_WRITTEN EXERCISE_. Extract the lines that hold the string "page".

## START

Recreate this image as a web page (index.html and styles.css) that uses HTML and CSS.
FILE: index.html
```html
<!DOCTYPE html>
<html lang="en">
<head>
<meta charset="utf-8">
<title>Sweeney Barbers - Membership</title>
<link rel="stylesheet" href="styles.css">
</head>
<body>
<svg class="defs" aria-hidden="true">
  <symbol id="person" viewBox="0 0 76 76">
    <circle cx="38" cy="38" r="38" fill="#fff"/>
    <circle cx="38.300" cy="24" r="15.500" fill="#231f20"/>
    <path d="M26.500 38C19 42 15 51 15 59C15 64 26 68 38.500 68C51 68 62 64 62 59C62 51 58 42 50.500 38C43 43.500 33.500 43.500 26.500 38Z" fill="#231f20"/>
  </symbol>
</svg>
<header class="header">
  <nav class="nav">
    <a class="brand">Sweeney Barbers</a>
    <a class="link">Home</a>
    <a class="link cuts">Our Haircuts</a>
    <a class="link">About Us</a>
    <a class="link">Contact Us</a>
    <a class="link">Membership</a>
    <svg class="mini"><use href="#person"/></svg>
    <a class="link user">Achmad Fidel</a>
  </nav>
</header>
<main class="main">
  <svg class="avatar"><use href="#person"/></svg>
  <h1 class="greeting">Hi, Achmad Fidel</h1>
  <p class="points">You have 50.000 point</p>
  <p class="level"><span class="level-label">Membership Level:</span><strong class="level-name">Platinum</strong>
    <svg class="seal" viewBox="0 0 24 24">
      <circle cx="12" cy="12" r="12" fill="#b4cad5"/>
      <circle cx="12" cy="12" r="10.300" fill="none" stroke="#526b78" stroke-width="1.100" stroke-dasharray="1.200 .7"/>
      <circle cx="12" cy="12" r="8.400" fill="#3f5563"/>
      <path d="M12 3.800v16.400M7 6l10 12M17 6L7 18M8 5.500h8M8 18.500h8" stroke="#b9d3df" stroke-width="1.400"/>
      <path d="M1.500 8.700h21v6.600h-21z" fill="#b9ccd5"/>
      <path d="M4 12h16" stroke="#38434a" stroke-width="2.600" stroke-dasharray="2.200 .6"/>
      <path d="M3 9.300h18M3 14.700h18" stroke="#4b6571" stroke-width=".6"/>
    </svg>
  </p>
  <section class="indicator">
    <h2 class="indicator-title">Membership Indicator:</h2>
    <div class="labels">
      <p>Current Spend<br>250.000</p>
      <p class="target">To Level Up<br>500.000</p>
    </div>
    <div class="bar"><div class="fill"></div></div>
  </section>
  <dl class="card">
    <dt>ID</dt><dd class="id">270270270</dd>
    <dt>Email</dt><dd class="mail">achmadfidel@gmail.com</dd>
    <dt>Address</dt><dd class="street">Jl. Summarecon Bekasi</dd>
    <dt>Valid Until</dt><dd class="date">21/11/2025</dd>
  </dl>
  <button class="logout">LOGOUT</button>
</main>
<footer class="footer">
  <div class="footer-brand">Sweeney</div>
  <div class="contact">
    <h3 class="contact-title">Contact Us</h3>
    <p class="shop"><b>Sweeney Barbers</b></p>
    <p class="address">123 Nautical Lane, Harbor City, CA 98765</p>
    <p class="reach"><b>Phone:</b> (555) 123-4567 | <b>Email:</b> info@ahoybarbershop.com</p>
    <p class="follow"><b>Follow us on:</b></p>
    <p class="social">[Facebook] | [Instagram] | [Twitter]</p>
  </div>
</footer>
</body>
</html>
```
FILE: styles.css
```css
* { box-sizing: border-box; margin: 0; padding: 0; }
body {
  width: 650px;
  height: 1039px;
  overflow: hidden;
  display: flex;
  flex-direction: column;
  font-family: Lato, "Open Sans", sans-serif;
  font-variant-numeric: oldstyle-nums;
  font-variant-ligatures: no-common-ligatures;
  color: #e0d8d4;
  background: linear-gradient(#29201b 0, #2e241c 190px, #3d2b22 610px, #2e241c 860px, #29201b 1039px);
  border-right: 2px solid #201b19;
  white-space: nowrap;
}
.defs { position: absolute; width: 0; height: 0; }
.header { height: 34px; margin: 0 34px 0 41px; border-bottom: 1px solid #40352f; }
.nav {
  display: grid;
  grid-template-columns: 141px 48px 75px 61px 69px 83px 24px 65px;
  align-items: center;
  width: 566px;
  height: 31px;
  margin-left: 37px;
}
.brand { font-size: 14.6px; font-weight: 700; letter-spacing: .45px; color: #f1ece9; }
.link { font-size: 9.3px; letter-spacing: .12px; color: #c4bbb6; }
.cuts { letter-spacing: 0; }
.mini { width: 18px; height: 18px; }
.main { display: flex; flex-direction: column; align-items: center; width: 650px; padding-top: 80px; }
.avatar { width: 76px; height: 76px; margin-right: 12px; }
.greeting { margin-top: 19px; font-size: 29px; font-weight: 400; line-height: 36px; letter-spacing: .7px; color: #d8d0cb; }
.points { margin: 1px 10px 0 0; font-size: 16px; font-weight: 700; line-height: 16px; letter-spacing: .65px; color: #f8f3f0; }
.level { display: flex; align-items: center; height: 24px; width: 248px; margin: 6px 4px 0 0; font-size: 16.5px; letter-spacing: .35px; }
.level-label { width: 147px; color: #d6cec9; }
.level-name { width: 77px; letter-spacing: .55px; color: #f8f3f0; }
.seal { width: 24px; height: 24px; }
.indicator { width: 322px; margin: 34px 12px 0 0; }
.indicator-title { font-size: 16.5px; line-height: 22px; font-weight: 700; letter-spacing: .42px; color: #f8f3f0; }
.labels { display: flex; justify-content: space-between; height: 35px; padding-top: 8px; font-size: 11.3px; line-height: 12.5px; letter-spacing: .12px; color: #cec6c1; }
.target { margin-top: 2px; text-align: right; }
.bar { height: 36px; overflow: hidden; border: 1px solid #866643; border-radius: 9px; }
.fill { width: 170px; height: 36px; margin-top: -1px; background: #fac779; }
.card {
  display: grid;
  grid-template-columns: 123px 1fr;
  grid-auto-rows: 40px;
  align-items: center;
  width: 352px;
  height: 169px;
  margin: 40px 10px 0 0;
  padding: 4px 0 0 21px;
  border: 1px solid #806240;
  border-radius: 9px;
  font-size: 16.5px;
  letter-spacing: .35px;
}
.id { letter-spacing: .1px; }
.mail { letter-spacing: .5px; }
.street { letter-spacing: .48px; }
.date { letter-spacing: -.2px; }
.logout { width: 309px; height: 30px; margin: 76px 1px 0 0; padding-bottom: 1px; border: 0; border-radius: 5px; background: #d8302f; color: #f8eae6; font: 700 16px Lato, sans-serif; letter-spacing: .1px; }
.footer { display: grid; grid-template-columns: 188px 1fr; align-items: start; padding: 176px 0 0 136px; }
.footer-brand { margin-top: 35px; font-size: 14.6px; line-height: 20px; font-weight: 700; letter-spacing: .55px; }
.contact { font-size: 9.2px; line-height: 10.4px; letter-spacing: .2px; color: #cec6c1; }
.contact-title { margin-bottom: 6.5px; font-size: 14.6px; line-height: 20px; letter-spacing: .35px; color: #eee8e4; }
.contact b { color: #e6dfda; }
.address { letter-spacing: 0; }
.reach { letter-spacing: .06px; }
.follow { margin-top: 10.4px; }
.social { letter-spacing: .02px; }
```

## END
## START

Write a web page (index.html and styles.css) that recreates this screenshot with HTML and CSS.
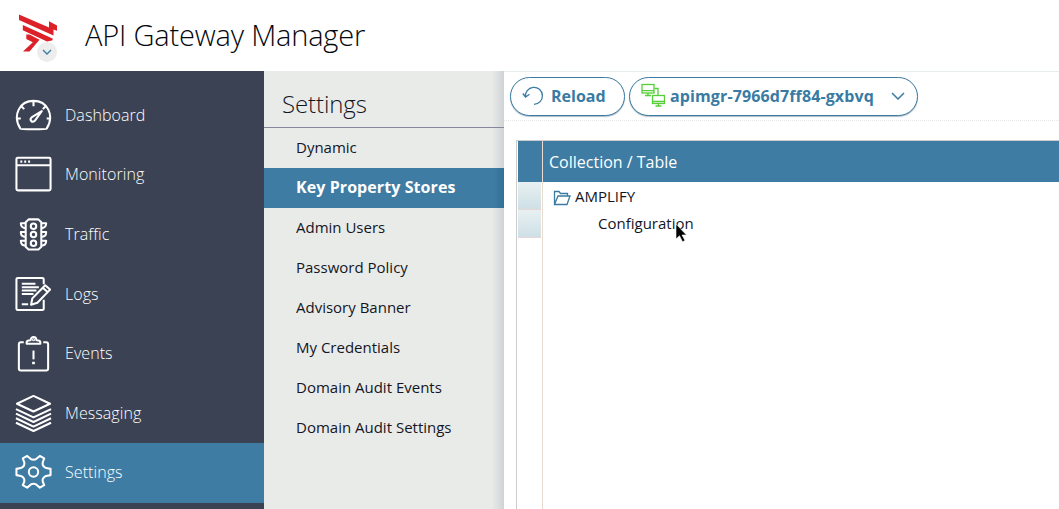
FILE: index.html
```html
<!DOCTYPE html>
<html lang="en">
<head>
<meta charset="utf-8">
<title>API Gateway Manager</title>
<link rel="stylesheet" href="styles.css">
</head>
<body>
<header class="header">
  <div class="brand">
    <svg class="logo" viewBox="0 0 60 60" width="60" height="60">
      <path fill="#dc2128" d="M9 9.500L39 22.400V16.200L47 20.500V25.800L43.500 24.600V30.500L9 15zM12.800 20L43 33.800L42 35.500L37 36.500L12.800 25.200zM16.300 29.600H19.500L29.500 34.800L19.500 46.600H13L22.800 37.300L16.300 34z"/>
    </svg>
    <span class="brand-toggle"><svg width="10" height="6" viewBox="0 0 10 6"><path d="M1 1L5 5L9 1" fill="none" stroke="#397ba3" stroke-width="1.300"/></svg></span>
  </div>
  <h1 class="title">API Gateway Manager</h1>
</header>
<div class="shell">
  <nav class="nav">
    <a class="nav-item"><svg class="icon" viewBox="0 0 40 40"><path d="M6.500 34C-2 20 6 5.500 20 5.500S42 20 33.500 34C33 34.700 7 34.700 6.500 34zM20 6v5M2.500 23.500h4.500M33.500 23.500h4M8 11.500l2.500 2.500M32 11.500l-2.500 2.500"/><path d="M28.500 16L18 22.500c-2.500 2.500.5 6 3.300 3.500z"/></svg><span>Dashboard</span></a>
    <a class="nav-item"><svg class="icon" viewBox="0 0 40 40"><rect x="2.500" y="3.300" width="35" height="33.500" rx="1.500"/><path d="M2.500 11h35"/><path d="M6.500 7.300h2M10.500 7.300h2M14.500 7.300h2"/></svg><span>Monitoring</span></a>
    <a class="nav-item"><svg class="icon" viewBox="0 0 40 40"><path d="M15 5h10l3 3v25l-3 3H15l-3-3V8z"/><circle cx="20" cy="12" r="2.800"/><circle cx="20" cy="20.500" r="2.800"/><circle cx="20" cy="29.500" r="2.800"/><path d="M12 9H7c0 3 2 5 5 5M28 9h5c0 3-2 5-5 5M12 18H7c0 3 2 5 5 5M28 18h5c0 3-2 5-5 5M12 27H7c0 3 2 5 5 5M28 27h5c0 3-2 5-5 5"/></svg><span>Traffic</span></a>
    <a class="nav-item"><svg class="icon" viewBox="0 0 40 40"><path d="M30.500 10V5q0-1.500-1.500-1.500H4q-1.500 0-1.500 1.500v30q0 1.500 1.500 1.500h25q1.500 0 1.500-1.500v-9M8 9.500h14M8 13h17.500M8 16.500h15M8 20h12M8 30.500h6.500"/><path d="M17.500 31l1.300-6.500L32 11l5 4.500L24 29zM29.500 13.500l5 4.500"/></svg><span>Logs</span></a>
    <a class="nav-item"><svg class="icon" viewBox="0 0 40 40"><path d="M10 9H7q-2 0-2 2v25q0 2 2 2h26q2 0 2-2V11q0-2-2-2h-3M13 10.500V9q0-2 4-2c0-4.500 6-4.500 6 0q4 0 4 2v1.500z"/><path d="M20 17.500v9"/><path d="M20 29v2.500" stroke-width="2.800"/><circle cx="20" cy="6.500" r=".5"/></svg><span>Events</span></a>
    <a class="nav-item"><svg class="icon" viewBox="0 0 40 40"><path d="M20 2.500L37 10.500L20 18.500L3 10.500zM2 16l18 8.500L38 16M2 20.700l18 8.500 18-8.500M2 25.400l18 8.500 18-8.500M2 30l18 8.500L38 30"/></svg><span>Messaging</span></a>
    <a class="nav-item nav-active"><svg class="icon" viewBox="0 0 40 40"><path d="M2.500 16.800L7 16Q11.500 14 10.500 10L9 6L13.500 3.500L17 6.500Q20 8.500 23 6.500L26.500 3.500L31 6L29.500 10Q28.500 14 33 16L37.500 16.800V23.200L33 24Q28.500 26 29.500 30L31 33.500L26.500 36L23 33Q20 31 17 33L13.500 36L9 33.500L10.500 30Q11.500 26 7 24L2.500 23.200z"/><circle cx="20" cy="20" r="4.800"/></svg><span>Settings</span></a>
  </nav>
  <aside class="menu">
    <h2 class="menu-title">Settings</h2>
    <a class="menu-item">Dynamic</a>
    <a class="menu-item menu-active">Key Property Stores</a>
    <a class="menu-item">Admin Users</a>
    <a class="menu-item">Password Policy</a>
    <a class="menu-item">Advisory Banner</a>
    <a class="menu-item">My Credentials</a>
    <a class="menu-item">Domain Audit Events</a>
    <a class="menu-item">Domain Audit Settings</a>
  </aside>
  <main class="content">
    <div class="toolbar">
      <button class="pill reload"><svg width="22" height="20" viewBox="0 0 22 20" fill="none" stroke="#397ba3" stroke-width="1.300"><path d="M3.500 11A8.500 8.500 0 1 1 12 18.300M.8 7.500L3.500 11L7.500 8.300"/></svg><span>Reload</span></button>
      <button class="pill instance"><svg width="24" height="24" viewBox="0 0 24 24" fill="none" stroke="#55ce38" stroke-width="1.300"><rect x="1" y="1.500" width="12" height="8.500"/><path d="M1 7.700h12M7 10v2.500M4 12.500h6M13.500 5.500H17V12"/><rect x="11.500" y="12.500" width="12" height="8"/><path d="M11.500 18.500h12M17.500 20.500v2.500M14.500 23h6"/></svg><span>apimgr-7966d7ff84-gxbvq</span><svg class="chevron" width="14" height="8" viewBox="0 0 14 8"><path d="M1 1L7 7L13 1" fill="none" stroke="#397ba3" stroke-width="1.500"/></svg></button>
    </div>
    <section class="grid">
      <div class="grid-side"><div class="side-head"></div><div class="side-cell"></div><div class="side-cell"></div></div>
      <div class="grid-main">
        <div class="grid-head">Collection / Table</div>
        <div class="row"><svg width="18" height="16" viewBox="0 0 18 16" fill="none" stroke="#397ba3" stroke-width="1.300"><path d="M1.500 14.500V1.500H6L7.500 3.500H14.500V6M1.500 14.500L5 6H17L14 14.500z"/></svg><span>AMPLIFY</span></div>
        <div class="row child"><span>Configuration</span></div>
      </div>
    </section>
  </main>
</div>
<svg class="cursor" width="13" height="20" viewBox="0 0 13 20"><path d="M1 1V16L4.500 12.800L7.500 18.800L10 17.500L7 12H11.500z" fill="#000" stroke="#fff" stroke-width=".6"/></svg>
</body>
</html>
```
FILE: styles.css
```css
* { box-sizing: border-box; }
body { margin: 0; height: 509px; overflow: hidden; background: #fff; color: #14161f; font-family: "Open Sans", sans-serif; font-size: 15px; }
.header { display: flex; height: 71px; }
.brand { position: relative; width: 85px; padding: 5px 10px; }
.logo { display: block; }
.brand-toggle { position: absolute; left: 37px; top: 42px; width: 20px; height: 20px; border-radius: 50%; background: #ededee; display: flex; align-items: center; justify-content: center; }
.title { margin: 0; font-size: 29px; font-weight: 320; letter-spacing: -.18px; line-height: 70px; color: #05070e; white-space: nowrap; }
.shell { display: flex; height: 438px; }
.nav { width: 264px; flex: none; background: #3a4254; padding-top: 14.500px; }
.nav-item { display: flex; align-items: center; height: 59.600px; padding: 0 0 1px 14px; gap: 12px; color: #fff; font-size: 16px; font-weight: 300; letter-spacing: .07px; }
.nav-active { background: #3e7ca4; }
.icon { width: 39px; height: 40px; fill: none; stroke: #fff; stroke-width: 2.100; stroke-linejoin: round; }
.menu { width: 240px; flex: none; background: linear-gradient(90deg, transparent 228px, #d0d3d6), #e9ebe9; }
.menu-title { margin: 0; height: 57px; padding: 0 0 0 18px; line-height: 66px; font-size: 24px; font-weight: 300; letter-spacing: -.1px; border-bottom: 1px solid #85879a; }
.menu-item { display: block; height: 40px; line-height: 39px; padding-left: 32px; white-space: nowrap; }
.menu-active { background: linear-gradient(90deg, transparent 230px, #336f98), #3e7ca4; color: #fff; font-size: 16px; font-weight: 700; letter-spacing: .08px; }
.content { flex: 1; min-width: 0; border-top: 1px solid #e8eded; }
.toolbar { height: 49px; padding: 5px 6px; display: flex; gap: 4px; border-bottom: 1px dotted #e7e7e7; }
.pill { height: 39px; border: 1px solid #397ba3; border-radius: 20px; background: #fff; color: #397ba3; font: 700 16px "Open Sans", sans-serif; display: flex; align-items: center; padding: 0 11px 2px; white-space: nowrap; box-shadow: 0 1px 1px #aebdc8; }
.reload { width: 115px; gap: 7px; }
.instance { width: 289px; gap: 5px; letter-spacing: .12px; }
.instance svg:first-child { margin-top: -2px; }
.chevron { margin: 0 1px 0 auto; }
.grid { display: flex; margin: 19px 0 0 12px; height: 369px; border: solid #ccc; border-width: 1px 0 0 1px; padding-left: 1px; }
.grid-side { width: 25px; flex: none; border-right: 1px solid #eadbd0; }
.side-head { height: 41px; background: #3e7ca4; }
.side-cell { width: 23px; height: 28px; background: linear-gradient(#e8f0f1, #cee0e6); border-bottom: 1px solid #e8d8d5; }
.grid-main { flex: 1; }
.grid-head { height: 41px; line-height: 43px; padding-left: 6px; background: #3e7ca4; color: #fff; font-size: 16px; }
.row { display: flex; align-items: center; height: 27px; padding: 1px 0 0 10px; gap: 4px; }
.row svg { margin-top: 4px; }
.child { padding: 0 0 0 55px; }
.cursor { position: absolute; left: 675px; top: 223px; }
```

## END

_FINAL RESULT_.
Recreate this image as a web page (index.html and styles.css) that uses HTML and CSS.
Write a web page (index.html and styles.css) that recreates this screenshot with HTML and CSS.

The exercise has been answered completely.